David was six years older than my own father who died in 2013 in China, to whom I wasn’t able to pay the last visit due to the rejection to my visa application by the Chinese consulate in Toronto. The reason was obvious despite untold by the consulate—I was doing journalism, a self-taught reporter, which is to the dislike of the Communist regime. Yet it was precisely because of my work that I had the opportunities to meet David, first in 2008 when he was holding the human rights torch in front of the parliament hill in Ottawa during a campaign that the international human rights community initiated to boycott the Beijing Olympic.
That event basically summed up the whole life of David-fighting for human rights, everywhere and tirelessly.
In his 70’s and this year 81, David woke up early in 5 or 6 in the morning, read and replied emails, then went out on his bicycle touring around his neighbourhood in Ottawa. When I stayed at his home for one night in September 2017, I bicycled with him the next morning, wearing his wife Laura’s helmet and jacket. That was the first time I rode a bike after 10+ years. On our tour, David showed me around the serene Ottawa River covered by early morning mist, and brought me to see the beautiful black horses of the RCMP (Royal Canadian Mounted Police). He also treated me a cup of hot chocolate and a piece of cake at a cafe but he only sat there accompanying me—he and Laura had skipped breakfast for years. Before David and Laura went to the church later that day, he showed me his family album and told me, if I remember correctly, one of his daughters was born in the same year as I was. The day before, he came a local film festival with his wife Laura and a few friends to watch my film In the Name of Confucius 『假孔子之名』, and sat next to me on stage as a fellow panelist (the third panelist was Mr. Michel Juneau-Katsuya, former senior intelligence officer at CSIS). After the screening, David and Laura treated us with a Japanese style teriyaki. We had a very delighted evening.

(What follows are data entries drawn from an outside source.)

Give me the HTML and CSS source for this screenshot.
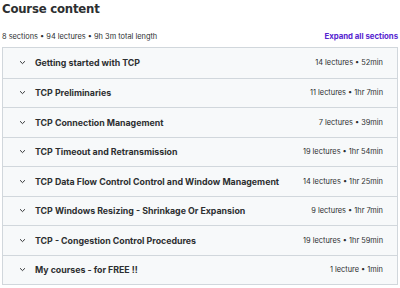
FILE: index.html
```html
<!DOCTYPE html>
<html>
<head>
<meta charset="utf-8">
<link rel="stylesheet" href="styles.css">
</head>
<body>
<div class="page">
  <h2 class="title">Course content</h2>
  <div class="meta">
    <span class="stats">8 sections • 94 lectures • 9h 3m total length</span>
    <span class="expand">Expand all sections</span>
  </div>
  <div class="list">
    <div class="row"><svg class="chev" viewBox="0 0 10 6"><path d="M1.5 1.2 L5 4.6 L8.5 1.2" /></svg><span class="name">Getting started with TCP</span><span class="info">14 lectures • 52min</span></div>
    <div class="row"><svg class="chev" viewBox="0 0 10 6"><path d="M1.5 1.2 L5 4.6 L8.5 1.2" /></svg><span class="name">TCP Preliminaries</span><span class="info">11 lectures • 1hr 7min</span></div>
    <div class="row"><svg class="chev" viewBox="0 0 10 6"><path d="M1.5 1.2 L5 4.6 L8.5 1.2" /></svg><span class="name">TCP Connection Management</span><span class="info">7 lectures • 39min</span></div>
    <div class="row"><svg class="chev" viewBox="0 0 10 6"><path d="M1.5 1.2 L5 4.6 L8.5 1.2" /></svg><span class="name">TCP Timeout and Retransmission</span><span class="info">19 lectures • 1hr 54min</span></div>
    <div class="row"><svg class="chev" viewBox="0 0 10 6"><path d="M1.5 1.2 L5 4.6 L8.5 1.2" /></svg><span class="name">TCP Data Flow Control Control and Window Management</span><span class="info">14 lectures • 1hr 25min</span></div>
    <div class="row"><svg class="chev" viewBox="0 0 10 6"><path d="M1.5 1.2 L5 4.6 L8.5 1.2" /></svg><span class="name">TCP Windows Resizing - Shrinkage Or Expansion</span><span class="info">9 lectures • 1hr 7min</span></div>
    <div class="row"><svg class="chev" viewBox="0 0 10 6"><path d="M1.5 1.2 L5 4.6 L8.5 1.2" /></svg><span class="name">TCP - Congestion Control Procedures</span><span class="info">19 lectures • 1hr 59min</span></div>
    <div class="row"><svg class="chev" viewBox="0 0 10 6"><path d="M1.5 1.2 L5 4.6 L8.5 1.2" /></svg><span class="name">My courses - for FREE !!</span><span class="info">1 lecture • 1min</span></div>
  </div>
</div>
</body>
</html>
```
FILE: styles.css
```css
* { box-sizing: border-box; }
html, body { margin: 0; padding: 0; background: #fff; }
body { font-family: Inter, "Noto Sans", sans-serif; color: #2d2f31; }
.page { padding: 0 2px; width: 400px; }
.title { margin: 0; font-family: "DejaVu Sans", sans-serif; font-stretch: condensed; font-size: 13px; font-weight: 700; line-height: 18px; letter-spacing: -0.2px; padding-top: 0; }
.meta { display: flex; justify-content: space-between; align-items: center; margin-top: 12px; height: 12px; font-size: 7.4px; }
.stats { color: #2d2f31; }
.expand { color: #5624d0; font-weight: 700; font-size: 7.8px; }
.list { margin-top: 5px; border: 1px solid #d1d7dc; }
.row { display: flex; align-items: center; height: 29.5px; background: #f7f9fa; border-top: 1px solid #d1d7dc; padding: 0 14px 0 16px; }
.row:first-child { border-top: none; }
.chev { width: 7px; height: 5px; fill: none; stroke: #2d2f31; stroke-width: 1.4; flex: none; }
.name { margin-left: 9px; font-weight: 700; font-size: 8.8px; flex: 1; white-space: nowrap; }
.info { font-size: 7.4px; color: #2d2f31; white-space: nowrap; }
```
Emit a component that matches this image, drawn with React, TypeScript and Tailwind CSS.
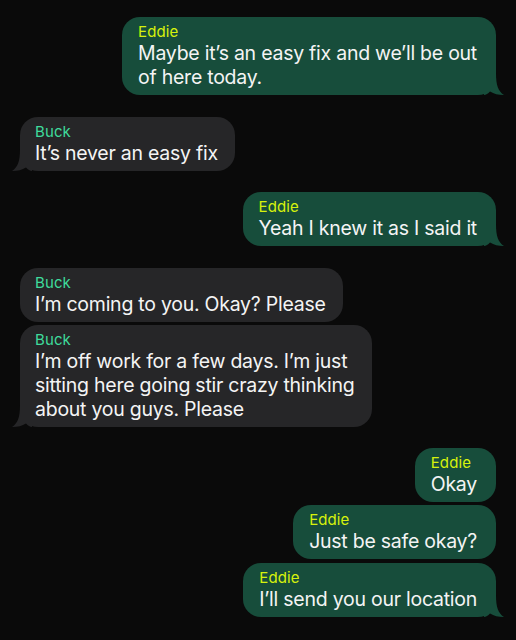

Earlier that year in April, David went to Washington D.C., attending the US premiere of my film and gave a speech at an event hosted by National Association of Scholars. It was during that event that I was acquainted with him. When I finished making my documentary exposing the Chinese Communist Party’s Confucius Institutes in 2016, I reached out to David for a review and he generously watched my film and sent me some kind words. So later when the US premiere was scheduled, I again reached out to him asking if he could help to spread the event among his American friends—I assumed that he must have many friends all over the world. He turned out not only did what I asked him to help but also volunteered to be a speaker, whom the hosts both surprisingly and happily invited. After all, David was the former Canadian cabinet minister and a Nobel Peace Prize nominee!
Despite the event organizers’ budget running out, David flew to D.C. out of his own pocket and stayed at a friend’s place. He had been traveling like that after his retirement all around the world with his groundbreaking work on exposing the CCP regime’s forced live organ harvesting of the persecution Falun Gong practitioners in China, a cause David had been working on since 2006 and for which he was co-nominated for the Nobel Peace Prize with his fellow Canadian, human rights lawyer David Matas.

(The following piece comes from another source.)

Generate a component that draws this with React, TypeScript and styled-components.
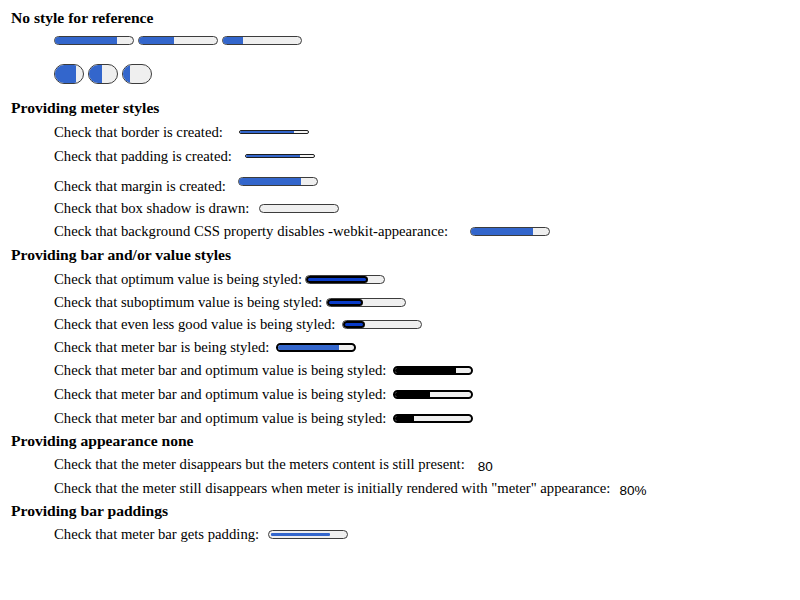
import React from "react";
import styled, { createGlobalStyle } from "styled-components";

const Global = createGlobalStyle`
  html, body { margin: 0; padding: 0; background: #fff; }
  body { font-family: "Liberation Serif", "Times New Roman", serif; color: #000; }
`;

const Page = styled.div`
  display: flex;
  flex-direction: column;
  padding: 8px 0 0 11px;
`;

const Heading = styled.div<{ $h: number }>`
  height: ${(p) => p.$h}px;
  display: flex;
  align-items: center;
  font-weight: bold;
  font-size: 15.6px;
`;

const Row = styled.div<{ $h: number; $pt?: number }>`
  box-sizing: border-box;
  height: ${(p) => p.$h}px;
  padding-top: ${(p) => p.$pt ?? 0}px;
  display: flex;
  align-items: center;
  padding-left: 43px;
  font-size: 14.7px;
  white-space: pre;
`;

const Group = styled.div<{ $h: number }>`
  height: ${(p) => p.$h}px;
  display: flex;
  align-items: center;
  gap: 4px;
  padding-left: 43px;
`;

const Label = styled.span`
  line-height: 1;
`;

const Value = styled.span<{ $ml: number }>`
  font-family: "Liberation Sans", Arial, sans-serif;
  font-size: 13.5px;
  margin-left: ${(p) => p.$ml}px;
  transform: translateY(2px);
`;

const Track = styled.div<{
  $w: number;
  $h: number;
  $border: string;
  $radius: number;
  $bg: string;
  $pad: number;
  $ml: number;
  $mb: number;
}>`
  box-sizing: border-box;
  flex: none;
  width: ${(p) => p.$w}px;
  height: ${(p) => p.$h}px;
  margin-left: ${(p) => p.$ml}px;
  margin-bottom: ${(p) => p.$mb}px;
  border: ${(p) => p.$border};
  border-radius: ${(p) => p.$radius}px;
  background: ${(p) => p.$bg};
  padding: ${(p) => p.$pad}px;
  display: flex;
  overflow: hidden;
`;

const Fill = styled.div<{ $color: string; $border: string; $radius: number }>`
  box-sizing: border-box;
  height: 100%;
  background: ${(p) => p.$color};
  border: ${(p) => p.$border};
  border-radius: ${(p) => p.$radius}px;
`;

type Kind =
  | "plain"
  | "round"
  | "thin"
  | "optimum"
  | "barStyled"
  | "blackBar"
  | "padded";

const BLUE = "#3366cc";
const GRAY = "#efefef";

const kinds: Record<
  Kind,
  {
    w: number;
    h: number;
    border: string;
    radius: number;
    bg: string;
    pad: number;
    color: string;
    fillBorder: string;
    fillRadius: number;
  }
> = {
  plain: { w: 80, h: 9, border: "1px solid #3c3c3c", radius: 5, bg: GRAY, pad: 0, color: BLUE, fillBorder: "none", fillRadius: 0 },
  round: { w: 30, h: 20, border: "1px solid #3c3c3c", radius: 10, bg: GRAY, pad: 0, color: BLUE, fillBorder: "none", fillRadius: 0 },
  thin: { w: 70, h: 4, border: "1px solid #1e1e1e", radius: 2, bg: "#f4f4f4", pad: 0, color: BLUE, fillBorder: "none", fillRadius: 0 },
  optimum: { w: 80, h: 9, border: "1px solid #3c3c3c", radius: 5, bg: GRAY, pad: 0, color: "#0a3cc8", fillBorder: "2px solid #000", fillRadius: 4 },
  barStyled: { w: 80, h: 9, border: "2px solid #000", radius: 5, bg: GRAY, pad: 0, color: BLUE, fillBorder: "none", fillRadius: 0 },
  blackBar: { w: 80, h: 9, border: "2px solid #000", radius: 5, bg: GRAY, pad: 0, color: "#000", fillBorder: "none", fillRadius: 0 },
  padded: { w: 80, h: 9, border: "1px solid #3c3c3c", radius: 5, bg: GRAY, pad: 2, color: BLUE, fillBorder: "none", fillRadius: 1 },
};

function Meter({ kind, value, ml = 0, mb = 0 }: { kind: Kind; value: number; ml?: number; mb?: number }) {
  const k = kinds[kind];
  return (
    <Track $w={k.w} $h={k.h} $border={k.border} $radius={k.radius} $bg={k.bg} $pad={k.pad} $ml={ml} $mb={mb}>
      <Fill style={{ width: `${value * 100}%` }} $color={k.color} $border={k.fillBorder} $radius={k.fillRadius} />
    </Track>
  );
}

export default function App() {
  return (
    <>
      <Global />
      <Page>
        <Heading $h={20}>No style for reference</Heading>
        <Group $h={25}>
          <Meter kind="plain" value={0.8} />
          <Meter kind="plain" value={0.45} />
          <Meter kind="plain" value={0.25} />
        </Group>
        <Group $h={42}>
          <Meter kind="round" value={0.75} />
          <Meter kind="round" value={0.45} />
          <Meter kind="round" value={0.25} />
        </Group>

        <Heading $h={26}>Providing meter styles</Heading>
        <Row $h={22}>
          <Label>Check that border is created:</Label>
          <Meter kind="thin" value={0.8} ml={16} />
        </Row>
        <Row $h={26}>
          <Label>Check that padding is created:</Label>
          <Meter kind="thin" value={0.8} ml={13} />
        </Row>
        <Row $h={28} $pt={6}>
          <Label>Check that margin is created:</Label>
          <Meter kind="plain" value={0.8} ml={12} mb={9} />
        </Row>
        <Row $h={23}>
          <Label>Check that box shadow is drawn:</Label>
          <Meter kind="plain" value={0} ml={10} />
        </Row>
        <Row $h={23}>
          <Label>Check that background CSS property disables -webkit-appearance:</Label>
          <Meter kind="plain" value={0.8} ml={22} />
        </Row>

        <Heading $h={24}>Providing bar and/or value styles</Heading>
        <Row $h={24}>
          <Label>Check that optimum value is being styled:</Label>
          <Meter kind="optimum" value={0.8} ml={3} />
        </Row>
        <Row $h={22}>
          <Label>Check that suboptimum value is being styled:</Label>
          <Meter kind="optimum" value={0.45} ml={4} />
        </Row>
        <Row $h={23}>
          <Label>Check that even less good value is being styled:</Label>
          <Meter kind="optimum" value={0.27} ml={7} />
        </Row>
        <Row $h={23}>
          <Label>Check that meter bar is being styled:</Label>
          <Meter kind="barStyled" value={0.8} ml={7} />
        </Row>
        <Row $h={23}>
          <Label>Check that meter bar and optimum value is being styled:</Label>
          <Meter kind="blackBar" value={0.8} ml={7} />
        </Row>
        <Row $h={24}>
          <Label>Check that meter bar and optimum value is being styled:</Label>
          <Meter kind="blackBar" value={0.45} ml={7} />
        </Row>
        <Row $h={24}>
          <Label>Check that meter bar and optimum value is being styled:</Label>
          <Meter kind="blackBar" value={0.25} ml={7} />
        </Row>

        <Heading $h={22}>Providing appearance none</Heading>
        <Row $h={25}>
          <Label>Check that the meter disappears but the meters content is still present:</Label>
          <Value $ml={13}>80</Value>
        </Row>
        <Row $h={23}>
          <Label>Check that the meter still disappears when meter is initially rendered with "meter" appearance:</Label>
          <Value $ml={9}>80%</Value>
        </Row>

        <Heading $h={22}>Providing bar paddings</Heading>
        <Row $h={24}>
          <Label>Check that meter bar gets padding:</Label>
          <Meter kind="padded" value={0.8} ml={9} />
        </Row>
      </Page>
    </>
  );
}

At the D.C. event, I got to know some of David’s personalities, and one striking feature of him was humour—he liked to joke. I remember moments before the event at the rest room for guest speakers, we saw each other for the first time after quite some years. The first thing he said after “hi” was, “Doris, you are terrific!” I wasn’t expect that nor was I sure what he meant by “terrific”. He saw me puzzled and numbed without a response, he explained that he meant I looked terrific and my film was terrific as well. Immediately, I felt both encouraged and humbled and not anxious any more—it was the first public event in a more serious nature that I had attended as a film director and public speaker. I wasn’t so sure how I looked in the eyes of the elites in the capital city of the world’s strongest country. But such a positive comment was given to me by such a high-profile public figure who had attended numerous high-profile events and seen numerous high-profile people, I gained more confidence and it was much needed at that moment. After I gave my speech, David again gave me warm applause and I did find appreciation on his face.
After the D.C. event, David and I became good friends, although we only had saw each other for one more time in Ottawa later that year. In the years that followed, David and I were in frequent engagement on Facebook. He liked almost all my FB posts and left kind and encouraging words under many of them. He said, for a number of times on Facebook and on phone, he was a big fan of me—even my Chinese accent was lovely. It made me humbled to the moon. I told him I was a huge fan of him, sincerely! He was such a noble person!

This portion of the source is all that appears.